A Personal Spirituality



When we accept life as an adventure, we are ready to learn. And then we say Yes to everything that happens to us.

Isn’t it time that we move beyond religion and rules and belief into honest spirituality which is based on personal experience? Religion offers community which feels comforting and guidelines for behavior which build character.

But true spirituality requires an adult’s presence to her own experience. Thinking about what an authority (or anyone outside ourselves) tells us is a jumping off point for us to assume our own authority. When we acknowledge that our personal relationship with our Higher Power/Spirit demands most of our attention and is our greatest commitment, then we are living in the spiritual realm.
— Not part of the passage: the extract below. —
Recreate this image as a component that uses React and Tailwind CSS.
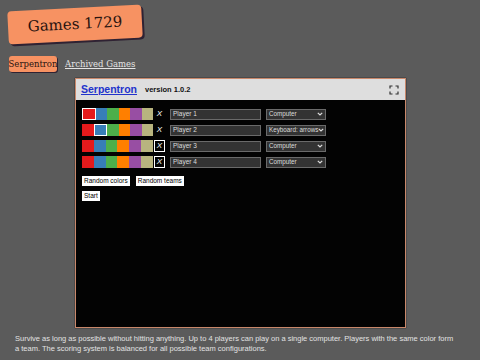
const swatches = ['#e41a1c', '#377eb8', '#4daf4a', '#ff7f00', '#984ea3', '#b8b47f']

const players = [
  { name: 'Player 1', control: 'Computer', color: 0, boxed: false },
  { name: 'Player 2', control: 'Keyboard: arrows', color: 1, boxed: false },
  { name: 'Player 3', control: 'Computer', color: -1, boxed: true },
  { name: 'Player 4', control: 'Computer', color: -1, boxed: true },
]

function FullscreenIcon() {
  return (
    <svg width="10" height="10" viewBox="0 0 10 10" fill="none" stroke="#333" strokeWidth="1.2">
      <path d="M1 3.5V1h2.5M6.5 1H9v2.5M9 6.5V9H6.5M3.5 9H1V6.5" />
    </svg>
  )
}

function PlayerRow({ p }) {
  return (
    <div className="flex h-[12px] items-center">
      <div className="flex h-full w-[71px]">
        {swatches.map((c, i) => (
          <div
            key={c}
            className={`h-full flex-1 ${i === p.color ? 'border border-white' : ''}`}
            style={{ backgroundColor: c }}
          />
        ))}
      </div>
      <div
        className={`ml-[1px] flex h-[12px] w-[11px] items-center justify-center text-[8px] italic text-white ${p.boxed ? 'border border-white' : ''}`}
      >
        X
      </div>
      <div className="ml-[5px] flex h-[11px] w-[91px] items-center border border-[#6a6a6a] bg-[#333] pl-[2px] text-[6.5px] text-[#ddd]">
        {p.name}
      </div>
      <div className="ml-[5px] flex h-[11px] w-[60px] items-center justify-between overflow-hidden whitespace-nowrap border border-[#6a6a6a] bg-[#333] pl-[2px] pr-[2px] text-[6.3px] text-[#ddd]">
        <span>{p.control}</span>
        <svg className="shrink-0" width="6" height="4" viewBox="0 0 6 4" fill="none" stroke="#ddd" strokeWidth="1.2">
          <path d="M0.8 0.8L3 3L5.2 0.8" />
        </svg>
      </div>
    </div>
  )
}

export default function App() {
  return (
    <div className="min-h-screen w-[480px] bg-[#5b5b5b] font-['Liberation_Sans',Arial,sans-serif]">
      <div className="pl-[8px] pt-[8px]">
        <div className="flex h-[33px] w-[134px] -rotate-3 items-center justify-center rounded-[4px] bg-[#f79262] shadow-[2px_2px_0_#2f2233] font-['DejaVu_Serif',serif] text-[15px] text-[#2a1410]">
          Games 1729
        </div>
      </div>
      <div className="mt-[15px] flex items-center pl-[9px] font-['DejaVu_Serif',serif]">
        <div className="flex h-[16px] w-[48px] items-center justify-center rounded-[3px] bg-[#f79262] shadow-[1px_1px_0_#2f2233] text-[8.5px] text-[#2a1410]">
          Serpentron
        </div>
        <span className="ml-[8px] text-[8.5px] text-[#e4e4e4] underline">Archived Games</span>
      </div>
      <div className="ml-[75px] mt-[6px] w-[331px] border border-[#c9876a] shadow-[0_0_1px_#000]">
        <div className="flex h-[21px] items-center bg-[#dedede] pl-[5px] pr-[6px]">
          <span className="text-[10.5px] font-bold text-[#2233cc] underline">Serpentron</span>
          <span className="ml-[8px] text-[7.5px] font-bold text-[#111]">version 1.0.2</span>
          <span className="ml-auto flex">
            <FullscreenIcon />
          </span>
        </div>
        <div className="h-[227px] bg-[#030303] pl-[6px] pt-[8px]">
          <div className="flex flex-col gap-[4px]">
            {players.map((p) => (
              <PlayerRow key={p.name} p={p} />
            ))}
          </div>
          <div className="mt-[8px] flex gap-[6px]">
            <div className="flex h-[10px] items-center bg-white px-[2px] text-[6.5px] text-black">Random colors</div>
            <div className="flex h-[10px] items-center bg-white px-[2px] text-[6.5px] text-black">Random teams</div>
          </div>
          <div className="mt-[5px] flex">
            <div className="flex h-[10px] items-center bg-white px-[2px] text-[6.5px] text-black">Start</div>
          </div>
        </div>
      </div>
      <p className="pl-[15px] pr-[24px] pt-[6px] text-[7.5px] leading-[9.5px] text-[#e2e2e2]">
        Survive as long as possible without hitting anything. Up to 4 players can play on a single computer. Players with the same color form a team. The scoring system is balanced for all possible team configurations.
      </p>
    </div>
  )
}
Developing your personal spirituality means that you choose to participate with Life as an adult. You own your responsibility not only for your behavior but for your thoughts and for the conflicts lying just below your awareness. You know that at your core you are a spiritual being having a human experience for a few decades but that your home is elsewhere. You accept that this lifetime is a gift for you to learn some truths and wisely you surrender. You know that change is constant and you release your hold on everything and everyone, appreciating in this moment what you have been given but not expecting or demanding that it continue.

The emphasis is on attending. What am I supposed to learn from this frustration? What is my lesson in losing what I had loved? How am I gifted by the obstacles that block my hoped for path? And we pay attention to the details of our lives in a non-proprietary way. Through our surrender we see a pattern in our experience. We learn to listen to Life and to trust its tugs. We notice that we are asked to submit and receive, maybe for years, and then the lesson becomes one of speaking clearly but without arrogance.

Mostly we practice presence. We experience everything, inside and outside, and we release it. We practice gratitude, especially for what we don’t like. Thank you for the opportunity to learn patience while I sit at this red light. Thank you for showing me the part of myself I hate in another whom I find irritating. And we notice that the details of the day lead us deeper within ourselves. When we pay attention to what happens to us, we are led to what happens within us. We look at the movie screen that is the outside world and watch our own movie. We learn more by observing than by attempting to direct.

When we appreciate the unity of the outside world and the inside world, then we truly experience our personal spirituality. Spirituality is oneness. It isn’t light and joy and beauty and otherworldly music and floating away. It’s the baby crying and the cat messing on the new carpet and the car that stops on the freeway and the job that doesn’t materialize. And it’s saying Yes, Thank you.

Now show me the next step. When we embrace our spirituality we say Yes to everything that happens because we know that we are one with everything. Our lifetime is not an opportunity to run our will. We are not on earth to see what we can make of ourselves. We have been given a fabulous opportunity to know ourselves in depths our egos can’t reach. When we accept life as an adventure and know that we are the students, then we open to learn. Openness, attention, and surrender are the hallmarks of a mature personal spirituality.